I am indebted to my cerebral friend Devakumar Sreevijayan (formerly of Austin, Texas and currently of New York City) for almost all of this fascinating research. It is in three texts: the Avatamsaka Sutra, the Hymn to the Thousand-Armed Avalokitesvara, and the writings of the intrepid Chinese traveller Hsiuen Tsang (Zuen Xang?), that we find the detailed references. Dev found a good deal of information in the book, The Thousand-Armed Avalokitesvara by Lokesh Chandra.
But there is ample circumstantial evidence for Kerala's Buddhist/Jain past. Unlike Nagarjunakonda in Andhra Pradesh and Sravanabelagola in Karnataka, they have left no large monuments in Kerala, but it is known that Kodungallur, for example, was a Buddhist centre. Kodungallur, at the time known as Muziris, was a major port; a Buddhist nunnery there became a great Devi temple later, associated with Kannagi, the heroine of the Tamil epic Silappathikaram (The Jewelled Anklet) written by the Chera Prince Ilango Adigal, who lived in what is now Kerala.
The revered Patriarch Bodhidharma (Daruma in Japanese) from Kodungallur was the originator of the Zen sect (dhyana in Sanskrit, Ch'an in Chinese) -- he went to the Shao-Lin monastery in China (420-479 CE), and he took the martial art of kalari payat there for the protection of the unarmed monks, whence the various martial arts of East Asia. According to Chinese legend, Bodhidharma also created the tea plant, by tearing off his eyelids and planting them in the ground: presumably this means he also took the tea plant with him.
The legend of Mahabali -- the asura king sent to the underworld by an avatar of Lord Vishnu -- also gives clues to the Hindu-Buddhist past: an egalitarian Buddhist rule overthrown by Brahmin-led Upanishadic Hindus. Perhaps there was a period of co-existence, much like the centuries-old peaceful co-existence between the followers of the Buddha and Eswara/Siva in South East Asia. In the great temples of Java and Cambodia, Eswara/Buddha are almost seen as interchangeable.
At Prambanan in Java (the Hindu counterpart to the great Buddhist complex at Borobudur) and at Angkor Wat in Cambodia, the images of Siva/Eswara and of the Buddha are sometimes intermixed; apparently there was no great animosity between the worshippers of both. Similarly, one might hope, the transitions from Siva to the Buddha to Ayyappan were relatively peaceful.
The circumstantial evidence for the Buddhist nature of Lord Ayyappan is compelling. For one, the devotees chant: "Swamiye saranam Ayyappa," so close to the Buddhist mantra: "Buddham saranam gacchami, Sangham saranam gacchami, Dhammam saranam gacchami."
Furthermore, the very sitting posture of the Ayyappan deity is suggestive: almost every Buddhist image anywhere, including those sometimes unearthed in the fields of Travancore by farmers, is in sitting position. Whereas practically no other deity in Kerala is in that posture.

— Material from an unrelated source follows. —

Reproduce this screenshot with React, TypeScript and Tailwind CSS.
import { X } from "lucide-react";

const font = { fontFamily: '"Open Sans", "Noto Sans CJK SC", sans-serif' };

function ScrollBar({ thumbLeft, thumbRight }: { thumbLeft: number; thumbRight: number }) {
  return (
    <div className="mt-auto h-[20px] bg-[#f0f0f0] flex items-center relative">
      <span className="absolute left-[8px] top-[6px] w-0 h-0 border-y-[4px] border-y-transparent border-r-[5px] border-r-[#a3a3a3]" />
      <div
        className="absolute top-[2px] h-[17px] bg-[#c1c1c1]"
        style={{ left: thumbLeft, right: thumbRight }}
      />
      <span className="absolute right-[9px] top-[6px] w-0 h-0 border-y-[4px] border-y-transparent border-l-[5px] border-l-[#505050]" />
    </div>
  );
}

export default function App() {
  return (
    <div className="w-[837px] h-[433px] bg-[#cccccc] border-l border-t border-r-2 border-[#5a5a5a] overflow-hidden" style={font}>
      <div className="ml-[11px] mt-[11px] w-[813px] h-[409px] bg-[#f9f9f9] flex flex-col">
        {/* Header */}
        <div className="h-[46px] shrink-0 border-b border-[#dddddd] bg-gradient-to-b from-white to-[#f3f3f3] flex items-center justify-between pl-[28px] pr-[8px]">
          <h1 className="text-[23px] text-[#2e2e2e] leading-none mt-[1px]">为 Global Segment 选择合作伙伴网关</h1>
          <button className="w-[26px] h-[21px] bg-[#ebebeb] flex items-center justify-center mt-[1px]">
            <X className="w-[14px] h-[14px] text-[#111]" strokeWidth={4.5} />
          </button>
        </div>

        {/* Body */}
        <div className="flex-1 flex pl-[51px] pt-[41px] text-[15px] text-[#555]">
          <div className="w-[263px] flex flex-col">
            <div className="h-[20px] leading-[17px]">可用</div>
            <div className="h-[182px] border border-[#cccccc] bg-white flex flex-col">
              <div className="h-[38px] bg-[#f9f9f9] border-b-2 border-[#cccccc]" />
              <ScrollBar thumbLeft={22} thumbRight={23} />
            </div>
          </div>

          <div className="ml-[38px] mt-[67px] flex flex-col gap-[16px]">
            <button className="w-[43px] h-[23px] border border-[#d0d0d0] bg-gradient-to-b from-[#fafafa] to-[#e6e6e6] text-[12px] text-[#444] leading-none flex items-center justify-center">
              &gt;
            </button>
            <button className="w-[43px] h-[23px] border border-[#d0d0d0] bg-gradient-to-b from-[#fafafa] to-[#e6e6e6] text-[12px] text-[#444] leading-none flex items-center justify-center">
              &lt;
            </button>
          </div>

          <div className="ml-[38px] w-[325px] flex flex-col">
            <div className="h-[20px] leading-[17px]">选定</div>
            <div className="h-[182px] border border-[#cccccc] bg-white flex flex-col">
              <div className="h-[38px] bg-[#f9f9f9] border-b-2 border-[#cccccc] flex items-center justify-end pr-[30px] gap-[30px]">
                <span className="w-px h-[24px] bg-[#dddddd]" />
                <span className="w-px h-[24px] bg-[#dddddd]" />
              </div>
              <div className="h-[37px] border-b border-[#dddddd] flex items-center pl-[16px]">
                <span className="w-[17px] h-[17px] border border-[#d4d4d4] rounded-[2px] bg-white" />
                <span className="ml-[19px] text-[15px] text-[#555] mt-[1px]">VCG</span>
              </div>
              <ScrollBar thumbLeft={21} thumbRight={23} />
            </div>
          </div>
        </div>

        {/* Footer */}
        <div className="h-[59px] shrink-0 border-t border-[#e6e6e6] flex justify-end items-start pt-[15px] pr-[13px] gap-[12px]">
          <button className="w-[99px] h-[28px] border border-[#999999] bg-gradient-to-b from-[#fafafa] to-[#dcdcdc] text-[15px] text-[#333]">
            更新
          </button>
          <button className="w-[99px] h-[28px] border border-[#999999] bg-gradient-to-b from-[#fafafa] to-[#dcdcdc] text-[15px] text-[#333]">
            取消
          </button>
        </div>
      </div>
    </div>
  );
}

Says Lokesh Chandra: 'The Avatamsaka Sutra describes the earthly paradise of Avalokitesvara: ''Potalaka is on the sea-side in the south, it has woods, it has streams, and tanks''...Buddhabhadra's (AD 420) rendering of Potala (or Potalaka) is ''Brilliance." It refers to its etymology: Tamil pottu (potti-) ''to light (as a fire)''...brilliance refers to the makara-jyoti of Sabarimala.'
'Hsuen Tsang refers to Avalokitesvara on the Potala in the following words, summarised by Waters (1905): ''In the south of the country near the sea was the Mo-lo-ya (Malaya) mountain, with its lofty cliffs and ridges and deep valleys and gullies, on which were sandal, camphor and other trees. To the east of this was Pu-ta-lo-ka (Potalaka) mountain with steep narrow paths over its cliffs and gorges in irregular confusion...'' '
All of this is still true; Hsuen Tsang's description could easily be of contemporary Sabarimala. The only difference perhaps is that the forests are no longer so dense. Pilgrims believe that those who ignore the strict penances -- abstinence from alcohol, smoking, meat-eating and sex -- are in danger of being attacked by wild animals while on their trek. However, there are not too many large animals in these forests any more, as a result of human encroachment.

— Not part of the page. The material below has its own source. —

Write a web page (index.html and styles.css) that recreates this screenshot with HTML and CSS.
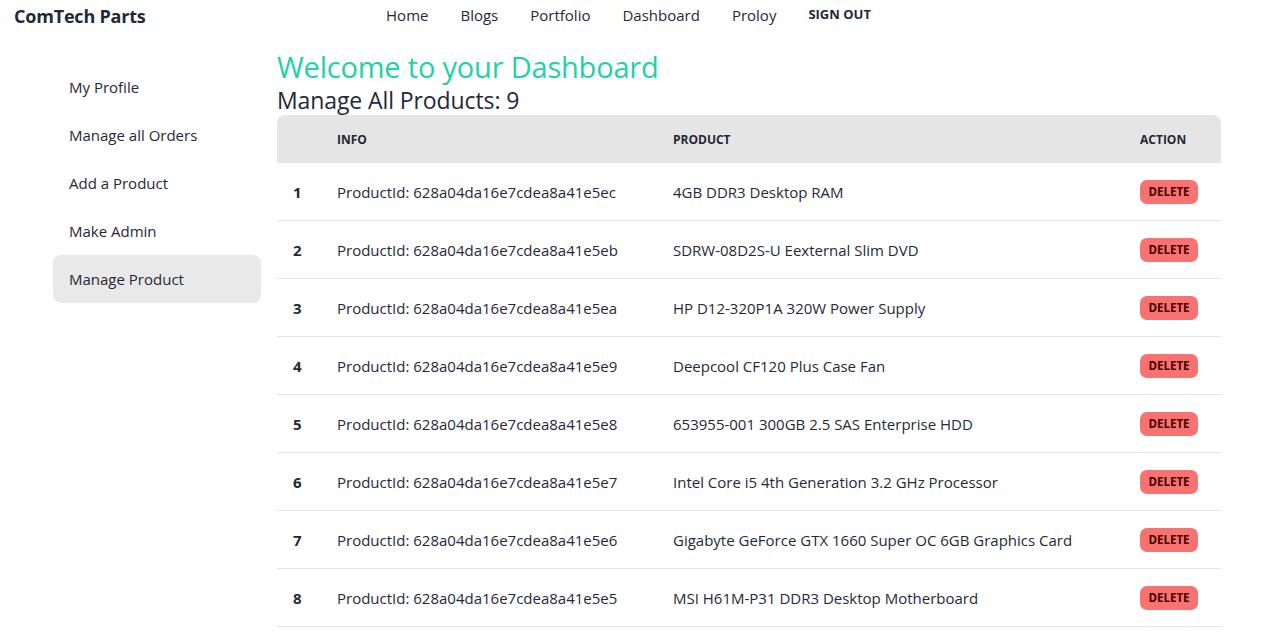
FILE: index.html
```html
<!DOCTYPE html>
<html lang="en">
<head>
<meta charset="utf-8">
<title>ComTech Parts - Dashboard</title>
<link rel="stylesheet" href="styles.css">
</head>
<body>
<header class="navbar">
  <a class="brand">ComTech Parts</a>
  <nav class="nav">
    <a class="nav-link">Home</a>
    <a class="nav-link">Blogs</a>
    <a class="nav-link">Portfolio</a>
    <a class="nav-link">Dashboard</a>
    <a class="nav-link">Proloy</a>
    <button class="signout">SIGN OUT</button>
  </nav>
  <div></div>
</header>
<div class="layout">
  <aside class="sidebar">
    <a class="side-item">My Profile</a>
    <a class="side-item">Manage all Orders</a>
    <a class="side-item">Add a Product</a>
    <a class="side-item">Make Admin</a>
    <a class="side-item active">Manage Product</a>
  </aside>
  <main class="main">
    <h1 class="welcome">Welcome to your Dashboard</h1>
    <h2 class="subtitle">Manage All Products: 9</h2>
    <table class="table">
      <colgroup>
        <col class="c-num"><col class="c-info"><col class="c-prod"><col class="c-act">
      </colgroup>
      <thead>
        <tr><th></th><th>Info</th><th>Product</th><th>Action</th></tr>
      </thead>
      <tbody>
        <tr><td class="num">1</td><td>ProductId: 628a04da16e7cdea8a41e5ec</td><td>4GB DDR3 Desktop RAM</td><td><button class="del">DELETE</button></td></tr>
        <tr><td class="num">2</td><td>ProductId: 628a04da16e7cdea8a41e5eb</td><td>SDRW-08D2S-U Eexternal Slim DVD</td><td><button class="del">DELETE</button></td></tr>
        <tr><td class="num">3</td><td>ProductId: 628a04da16e7cdea8a41e5ea</td><td>HP D12-320P1A 320W Power Supply</td><td><button class="del">DELETE</button></td></tr>
        <tr><td class="num">4</td><td>ProductId: 628a04da16e7cdea8a41e5e9</td><td>Deepcool CF120 Plus Case Fan</td><td><button class="del">DELETE</button></td></tr>
        <tr><td class="num">5</td><td>ProductId: 628a04da16e7cdea8a41e5e8</td><td>653955-001 300GB 2.5 SAS Enterprise HDD</td><td><button class="del">DELETE</button></td></tr>
        <tr><td class="num">6</td><td>ProductId: 628a04da16e7cdea8a41e5e7</td><td>Intel Core i5 4th Generation 3.2 GHz Processor</td><td><button class="del">DELETE</button></td></tr>
        <tr><td class="num">7</td><td>ProductId: 628a04da16e7cdea8a41e5e6</td><td>Gigabyte GeForce GTX 1660 Super OC 6GB Graphics Card</td><td><button class="del">DELETE</button></td></tr>
        <tr><td class="num">8</td><td>ProductId: 628a04da16e7cdea8a41e5e5</td><td>MSI H61M-P31 DDR3 Desktop Motherboard</td><td><button class="del">DELETE</button></td></tr>
        <tr><td class="num">9</td><td>ProductId: 628a04da16e7cdea8a41e5e4</td><td>Corsair Vengeance 8GB DDR4 RAM</td><td><button class="del">DELETE</button></td></tr>
      </tbody>
    </table>
  </main>
</div>
</body>
</html>
```
FILE: styles.css
```css
* { box-sizing: border-box; }
html, body { margin: 0; padding: 0; background: #fff; }
body {
  font-family: "Open Sans", "Noto Sans", sans-serif;
  color: #1f2937;
  font-size: 15px;
}
a { color: inherit; text-decoration: none; }

.navbar {
  height: 32px;
  display: grid;
  grid-template-columns: 1fr auto 1fr;
  align-items: center;
  padding-left: 14px;
}
.brand {
  font-size: 18px;
  font-weight: 700;
  color: #1f2937;
  justify-self: start;
  letter-spacing: -0.2px;
}
.nav {
  display: flex;
  align-items: center;
  margin-left: -32px;
  margin-top: -3px;
}
.nav-link {
  font-size: 15px;
  padding: 0 16px;
  color: #1f2937;
}
.signout {
  font-family: inherit;
  font-size: 13px;
  font-weight: 700;
  border: 0;
  background: none;
  color: #1f2937;
  padding: 0 16px;
  margin-top: -1px;
}

.layout {
  display: flex;
  align-items: flex-start;
  padding-top: 17px;
}
.sidebar {
  width: 277px;
  flex: none;
  padding: 14px 16px 0 53px;
  display: flex;
  flex-direction: column;
}
.side-item {
  display: flex;
  align-items: center;
  height: 48px;
  padding-left: 16px;
  font-size: 15px;
  border-radius: 8px;
}
.side-item.active { background: #e9e9e9; }

.main {
  width: 944px;
  flex: none;
}
.welcome {
  margin: 0;
  font-size: 29px;
  font-weight: 400;
  line-height: 36px;
  color: #22d1a6;
  letter-spacing: -0.2px;
}
.subtitle {
  margin: 0;
  font-size: 23px;
  font-weight: 400;
  line-height: 30px;
  color: #1f2937;
  letter-spacing: -0.1px;
}

.table {
  width: 944px;
  border-collapse: separate;
  border-spacing: 0;
  table-layout: fixed;
}
.c-num { width: 44px; }
.c-info { width: 336px; }
.c-prod { width: 467px; }
.c-act { width: 97px; }
.table th {
  background: #e5e5e5;
  height: 48px;
  padding: 0 16px;
  text-align: left;
  font-size: 12px;
  font-weight: 700;
  text-transform: uppercase;
}
.table th:first-child { border-top-left-radius: 8px; }
.table th:last-child { border-top-right-radius: 8px; }
.table td {
  height: 58px;
  padding: 0 16px;
  border-bottom: 1px solid #e6e6e6;
  font-size: 15px;
  white-space: nowrap;
}
.table td.num { font-weight: 700; }
.del {
  font-family: inherit;
  font-size: 11.5px;
  font-weight: 700;
  background: #f87272;
  color: #470000;
  border: 0;
  border-radius: 7px;
  height: 24px;
  width: 58px;
  padding: 0;
}
```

Lokesh Chandra continues: 'Hsuen Tsang clearly says that Avalokitesvara at Potala sometimes takes the form of Isvara (Siva) and sometimes that of a Pasupata yogin. In fact, it was Siva who was metamorphosed into Avalokitesvara...The image at Potalaka which was originally Siva, was deemed to be Avalokitesvara when Buddhism became dominant... The Potalaka Lokesvara and the Thousand-armed Avalokitesvara have echoes of Siva and Vishnu, of Hari and Hara.'
'...Lord Ayyappa of Sabarimala... could have been the Potala Lokesvara of Buddhist literature. The makara jyoti of Sabarimala recalls Potala's "brilliance"... The long, arduous and hazardous trek through areas known to be inhabited by elephants and other wildlife to Sabarimala is spoken of in the pilgrimage to Potala Lokesvara. The Buddhist character of Ayyappa is explicit in his merger with Dharma-sasta. Sasta is a synonym of Lord Buddha.'
Thus, the history of Sabarimala is to some extent a microcosm of the religious history of India. It is interesting that there are connections between Kerala, in the deep South, and Ladakh/Zanskar in the far North, where the last of the Tibetan Buddhists practise their religion unmolested.
Those devout Ayyappan pilgrims in their dark clothes symbolising the abandonment of their egos, who flock to the hill temple in the cool winter months, are thus, in a way, celebrating two of the great religious streams of Mother India: both the Hindu present and the Buddhist past.